Once I opened the dotMemory snapshot that was collected for the initial report of this issue (please note that I already mentioned, We can provide .nettrace, dotMemory snapshot files privately if that would be helpful. I can share it with you) I see:

Image

After checking the instances of the first entry (System.Runtime.CompilerServices.ConditionalWeakTable+Container<Object, ConcurrentDictionary<FieldCacheImpl+Entry, Object>>)

Image

which points to:

https://github.com/ravendb/lucenenet/blob/e791ebbb944e7d67814e189e9875a2ca515b8e9f/src/Lucene.Net/Search/FieldCacheImpl.cs#L49-L58

markples commented 2 days ago

Apologies for the delay - I'm still recovering from the windstorm in the NW US.   Could you please clarify which of reports that you show are from a memory dump and which are snapshots? I'm interested in this for two reasons: (1) https://www.jetbrains.com/help/dotmemory/Analyzing_GC_Roots.html#f-reachable-queue says we won't be able to see anything on the finalization list, and (2) if the induced GC is collecting a lot, then we won't be able to see what was there before.

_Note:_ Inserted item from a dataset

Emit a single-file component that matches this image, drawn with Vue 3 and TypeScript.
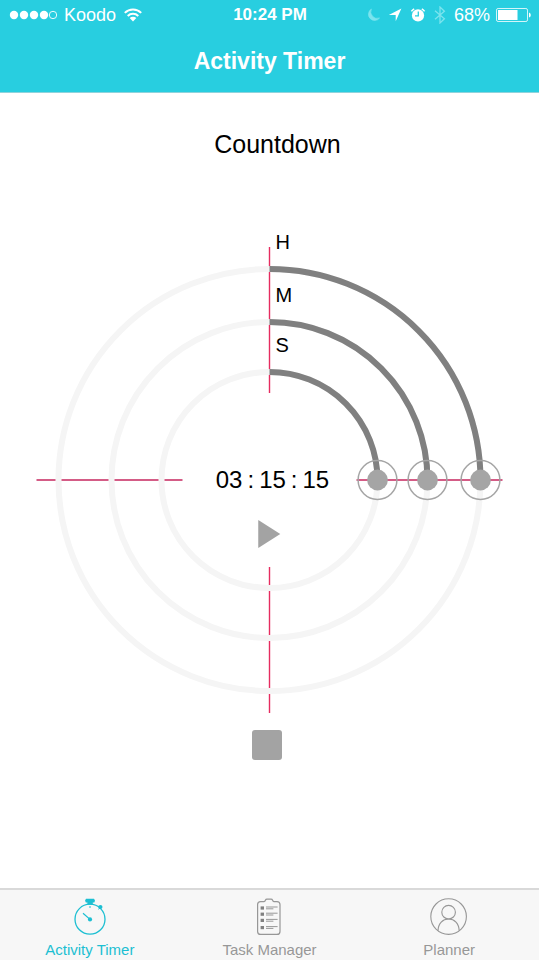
<script setup lang="ts">
import { computed, reactive, ref } from 'vue'

interface Unit {
  key: 'h' | 'm' | 's'
  label: string
  steps: number
  radius: number
}

const units: Unit[] = [
  { key: 'h', label: 'H', steps: 12, radius: 211 },
  { key: 'm', label: 'M', steps: 60, radius: 158 },
  { key: 's', label: 'S', steps: 60, radius: 108 },
]

const values = reactive({ h: 3, m: 15, s: 15 })
const running = ref(false)
const activeTab = ref('timer')

const tabs = [
  { id: 'timer', label: 'Activity Timer' },
  { id: 'tasks', label: 'Task Manager' },
  { id: 'planner', label: 'Planner' },
]

// The svg canvas is 479 x 500 with the dial's centre at its origin.
const rings = computed(() =>
  units.map((unit) => {
    const angle = (values[unit.key] / unit.steps) * Math.PI * 2
    const x = Math.sin(angle) * unit.radius
    const y = -Math.cos(angle) * unit.radius
    const large = angle > Math.PI ? 1 : 0
    return {
      ...unit,
      x,
      y,
      arc: `M0 ${-unit.radius}A${unit.radius} ${unit.radius} 0 ${large} 1 ${x} ${y}`,
      place: { left: `${((x + 239.5) / 479) * 100}%`, top: `${((y + 250) / 500) * 100}%` },
    }
  }),
)

const digits = computed(() => units.map((unit) => String(values[unit.key]).padStart(2, '0')))

function stop() {
  running.value = false
}
</script>

<template>
  <div class="screen">
    <header class="top">
      <div class="status">
        <div class="status-side">
          <svg class="signal" width="48" height="10" viewBox="0 0 48 10" aria-hidden="true">
            <circle v-for="n in 4" :key="n" :cx="n * 10 - 5" cy="5" r="4.2" fill="#fff" />
            <circle cx="44" cy="5" r="3.7" fill="none" stroke="#fff" stroke-width="0.9" />
          </svg>
          <span>Koodo</span>
          <svg class="wifi" width="18" height="14" viewBox="0 0 18 14" aria-hidden="true">
            <g fill="none" stroke="#fff" stroke-width="2">
              <path d="M0.8 4.9A11.8 11.8 0 0 1 17.2 4.9" />
              <path d="M3.7 8A7.6 7.6 0 0 1 14.3 8" />
            </g>
            <path d="M9 13.4L5.7 10A4.7 4.7 0 0 1 12.3 10Z" fill="#fff" />
          </svg>
        </div>
        <strong class="clock">10:24 PM</strong>
        <div class="status-side end">
          <svg width="13" height="14" viewBox="0 0 13 14" aria-hidden="true">
            <path d="M4.4 1A6.2 6.2 0 1 0 12.6 10A6.6 6.6 0 0 1 4.4 1Z" fill="#7ce4ee" stroke="#7ce4ee" stroke-width="0.6" />
          </svg>
          <svg width="14" height="14" viewBox="0 0 14 14" aria-hidden="true">
            <path d="M13.4 0.6L7.7 13.2V7H0.8Z" fill="#fff" />
          </svg>
          <svg width="16" height="14" viewBox="0 0 16 14" aria-hidden="true">
            <circle cx="8" cy="7.4" r="6.1" fill="#fff" />
            <path d="M1.4 3.4A8 8 0 0 1 4.2 0.8M14.6 3.4A8 8 0 0 0 11.8 0.8" stroke="#fff" stroke-width="1.5" fill="none" />
            <path d="M8.3 3.6V7.9H5" stroke="#28cee0" stroke-width="1.3" fill="none" />
          </svg>
          <svg width="12" height="18" viewBox="0 0 12 18" aria-hidden="true">
            <path d="M1 4.8L10.4 12.8L6 17V1L10.4 5.2L1 13.2" fill="none" stroke="#7ce4ee" stroke-width="1.3" />
          </svg>
          <span>68%</span>
          <svg class="battery" width="35" height="14" viewBox="0 0 35 14" aria-hidden="true">
            <rect x="0.5" y="0.5" width="31" height="13" rx="1.6" fill="none" stroke="#fff" stroke-opacity="0.8" />
            <rect x="2" y="2" width="19.5" height="10" fill="#fff" />
            <path d="M33 4.4Q34.8 5 34.8 7T33 9.6Z" fill="#fff" />
          </svg>
        </div>
      </div>
      <h1 class="title">Activity Timer</h1>
    </header>

    <main class="content">
      <h2 class="mode">Countdown</h2>

      <div class="dial">
        <svg class="dial-art" viewBox="-239.5 -250 479 500">
          <g fill="none" stroke="#f5f5f5" stroke-width="6">
            <circle v-for="ring in rings" :key="ring.key" :r="ring.radius" />
          </g>
          <g class="axis">
            <path d="M0 -233V-214M0 -208V-161M0 -155V-111M0 -105V-87" />
            <path d="M0 87V105M0 111V155M0 161V208M0 214V233" />
          </g>
          <g class="axis across">
            <path d="M-233 0H-214M-208 0H-161M-155 0H-111M-105 0H-87" />
            <path d="M87 0H233" />
          </g>
          <g fill="none" stroke="#808080" stroke-width="6">
            <path v-for="ring in rings" :key="ring.key" :d="ring.arc" />
          </g>
          <g v-for="ring in rings" :key="ring.key">
            <circle :cx="ring.x" :cy="ring.y" r="19.4" fill="none" stroke="#a5a5a5" stroke-width="1.5" />
            <circle :cx="ring.x" :cy="ring.y" r="10.4" fill="#a5a5a5" />
            <text :id="`label-${ring.key}`" class="unit" x="6" :y="-ring.radius - 20">{{ ring.label }}</text>
          </g>
        </svg>
        <input
          v-for="ring in rings"
          :key="ring.key"
          v-model.number="values[ring.key]"
          class="handle"
          type="range"
          min="0"
          :max="ring.steps - 1"
          :aria-labelledby="`label-${ring.key}`"
          :style="ring.place"
        />
        <div class="middle">
          <div class="readout">
            <template v-for="(pair, i) in digits" :key="i">
              <span v-if="i > 0">:</span>
              <span>{{ pair }}</span>
            </template>
          </div>
          <button class="plain" type="button" aria-label="Start" @click="running = !running">
            <svg width="24" height="30" viewBox="0 0 24 30"><path d="M1 1L23 15L1 29Z" fill="#a3a3a3" /></svg>
          </button>
        </div>
      </div>

      <button class="plain stop" type="button" aria-label="Stop" @click="stop">
        <svg width="30" height="30" viewBox="0 0 30 30"><rect width="30" height="30" rx="3" fill="#a3a3a3" /></svg>
      </button>
    </main>

    <nav class="tabs">
      <button
        v-for="tab in tabs"
        :key="tab.id"
        type="button"
        class="tab"
        :class="{ active: tab.id === activeTab }"
        @click="activeTab = tab.id"
      >
        <svg v-if="tab.id === 'timer'" width="38" height="38" viewBox="0 0 38 38">
          <circle cx="19" cy="21.2" r="15" fill="none" stroke="currentColor" stroke-width="1.3" />
          <path d="M15 0.8H23Q24.8 2.6 23.4 4.6H21.8V6.8H16.4V4.6H14.8Q13.2 2.6 15 0.8Z" fill="currentColor" />
          <circle cx="29.4" cy="9" r="2.1" fill="currentColor" />
          <path d="M27.6 11.4L29.4 9M19 8V10" stroke="currentColor" />
          <path d="M12 15.2L19 21.4" stroke="currentColor" stroke-width="1.2" />
          <circle cx="19" cy="21.4" r="2.1" fill="currentColor" />
        </svg>
        <svg v-else-if="tab.id === 'tasks'" width="38" height="38" viewBox="0 0 38 38">
          <path
            d="M14 3.6H10.6Q7.6 3.6 7.6 6.6V33.4Q7.6 36.4 10.6 36.4H27Q30 36.4 30 33.4V6.6Q30 3.6 27 3.6H24Q23 3.4 22.6 2.2Q22.2 1.2 21 1.2H17Q15.8 1.2 15.4 2.2Q15 3.4 14 3.6"
            fill="none" stroke="currentColor" stroke-width="1.2"
          />
          <g v-for="y in [8.4, 14.6, 20.8, 28]" :key="y">
            <rect x="10.6" :y="y" width="3.4" height="3.2" fill="#808080" />
            <path :d="`M16 ${y + 0.6}H27.6M16 ${y + 2.4}H23.4`" stroke="currentColor" stroke-width="1" />
          </g>
        </svg>
        <svg v-else width="38" height="38" viewBox="0 0 38 38">
          <g fill="none" stroke="currentColor" stroke-width="1.1">
            <circle cx="18.6" cy="18.6" r="17.8" />
            <circle cx="18.6" cy="14.2" r="6.8" />
            <path d="M8 32.8C8.2 25.2 12.8 21 18.6 21S29 25.2 29.2 32.8" />
          </g>
        </svg>
        <span>{{ tab.label }}</span>
      </button>
    </nav>
  </div>
</template>

<style>
body {
  background: #fff;
}
</style>

<style scoped>
.screen {
  display: flex;
  flex-direction: column;
  min-height: 100vh;
  font-family: "Liberation Sans", Arial, sans-serif;
  color: #000;
}

.top {
  color: #fff;
  background: #28cee0;
  border-bottom: 1px solid #8fd3dc;
}

.status {
  display: grid;
  grid-template-columns: 1fr auto 1fr;
  align-items: center;
  height: 30px;
  padding: 0 8px 0 9px;
  font-size: 18px;
}

.status-side {
  display: flex;
  align-items: center;
  gap: 8px;
}

.signal {
  margin-right: -1px;
}

.end {
  justify-content: flex-end;
}

.battery {
  margin-left: -2px;
}

.clock {
  font-size: 17px;
}

.title {
  margin: 0;
  padding: 17px 0;
  font-size: 23px;
  line-height: 28px;
  text-align: center;
}

.content {
  display: flex;
  flex: 1;
  flex-direction: column;
  align-items: center;
}

.mode {
  margin: 0;
  padding: 36px 0 71px 16px;
  font-size: 25px;
  font-weight: 400;
  line-height: 30px;
}

.dial {
  position: relative;
  width: 90%;
  max-width: 479px;
}

.dial-art {
  display: block;
  width: 100%;
}

.axis {
  fill: none;
  stroke: #e62c60;
  stroke-width: 1.4;
}

.across {
  stroke: #d45c86;
  stroke-width: 2;
}

.unit {
  font-size: 20px;
}

.handle {
  position: absolute;
  width: 40px;
  height: 40px;
  margin: 0;
  opacity: 0;
  cursor: pointer;
  transform: translate(-50%, -50%);
}

.middle {
  position: absolute;
  top: 50%;
  left: 50%;
  display: flex;
  flex-direction: column;
  align-items: center;
  gap: 24px;
  transform: translate(-50%, -15px);
}

.readout {
  display: flex;
  gap: 5px;
  padding-left: 6px;
  font-size: 24px;
  line-height: 30px;
}

.plain {
  display: block;
  padding: 0;
  background: none;
  border: 0;
  cursor: pointer;
}

.plain svg {
  display: block;
}

.stop {
  margin-right: 5px;
}

.tabs {
  display: grid;
  grid-template-columns: repeat(3, 1fr);
  background: #f7f7f7;
  border-top: 2px solid #d9d9d9;
}

.tab {
  display: flex;
  flex-direction: column;
  align-items: center;
  gap: 5px;
  padding: 8px 0 1px;
  font: inherit;
  font-size: 15px;
  line-height: 18px;
  color: #979797;
  background: none;
  border: 0;
  cursor: pointer;
}

.active {
  color: #1cbfd2;
}
</style>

I'm happy to look at a memory dump (if you are willing and able to share that) shared through https://developercommunity.visualstudio.com/dotnet. I'd saw that ConditionalWeakTable is still just a hunch. The last info that you shared of course doesn't point to a lot of memory, so it could only be CWT if the reporting of dead/finalizeable/already-collected objects is off, but since CWT's double finalization pass is a way to see this "multiple gen2s in order to reclaim memory" behavior, I'm not ready to rule it out either. Thank you!